Samsun has a special place in Turkish history since this is where Mustafa Kemal Atatürk, the founder of modern Turkey, started the war of independence in 1919. The city also gets a mention in Homer’s Iliad which refers to Samsun under the name of Enete.
If you visit Samsun you really should spend at least 3 days here. Samsun is not known as a popular tourist destination but like so many towns and cities along this coast it has some outstanding and impressive scenery and history. Samsun history dates back to around 750 BC when the Ionians from Miletus were thought to have established a trading post here.
The shallow waters of Samsun’s harbour, the fertile agricultural land, and its suitability in terms of its location along the trade routes ensured that Samsun prospered. The surrounding lands offer a variety of stunning landscapes from canyons, valleys, waterfalls and natural rock formations of considerable beauty. There are many intersting and historic ruins for visitors to explore.
Almost all of the Empires and spheres of influence in history have had a finger in the pie of Samsun. From the Romans, Greeks, Genoese, Persians, Selcuks and Ottomans have all settled here. The Amazon mythical female warriors are said to have been here around 1200 BC. This cannot be verified of course, and most people associate the Amazon tribes with South America.
Samsun is a large city and has a number of excellent hotels and restaurants and whilst most of the Black Sea coast is fairly conservative, Samsun has a vibrant nightlife scene with plenty of good bars and pubs. The food in Samsun is very traditional and meat and rice dishes are very popular. The city is famous for its Samsun Pita bread. For those who like shopping the Piazza Shopping Centre is a must and with an abundance of outlets there is always a bargain to be had. Another good place to head for is Samsun Bulvari.
There is really so much to do in and around Samsun and it would be impossible to list it all here. Instead we take a look at the most popular places.
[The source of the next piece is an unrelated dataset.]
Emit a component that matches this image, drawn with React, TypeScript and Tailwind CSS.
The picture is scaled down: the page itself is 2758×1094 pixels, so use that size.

The Onur Anıtı or Statue of Honour is dedicated to Atatürk and takes pride of place in Atatürk Park. You should also visit the Archaeology & Ethnography Museum with its historic collection of artifacts, jewellery and coins from the ancient civilisations that settled here.
The Bandirma Vapuru Muzesi along the seafront promenade is a replica of the boat that took Atatürk to Samsun. It is open as a museum and you can go on board and walk around it. The Samsun Kent Museum is also worth a visit and it illustrates how Samsun has expanded and developed over the years. Unfortunately everything is in Turkish and English translations have not been provided.
You cannot fail to notice a number of statues and monuments along the Samsun shore line. This is the Bati Park, a large open space with landscaped gardens and canals right on the Black Sea. With its cafes, shady secluded spots and a number of statues and interesting monuments, the park has a smaller park dedicated to the Amazon female warriors. There is a large statue of a female Amazon warrior in the main park area. During the summer months the park is the centre for a host of activities. There is also a cable car that takes you from the park to some gardens high up on the hill near Atatürk Street. The views of the city below are breathtaking.
For those that want to chill out and lounge around on the beach then head for Atakum Sahil, a long sandy beach and promenade with a host of cafes, bars and restaurants. This is very popular especially in the summer evenings.
If you have a car then the Şahinkaya Canyon is a very popular destination. It is located near the Altınkaya Dam Lake just inland from Bafra. This is Turkey’s second largest canyon, the first being Ulubey Canyon in Uşak province which is actually the second largest in the world after the Grand Canyon in the USA. The best time to visit is during the week. Try to avoid weekends and national holidays. You can take a boat tour and also visit some of the historic houses and mosques at Vezirköprü.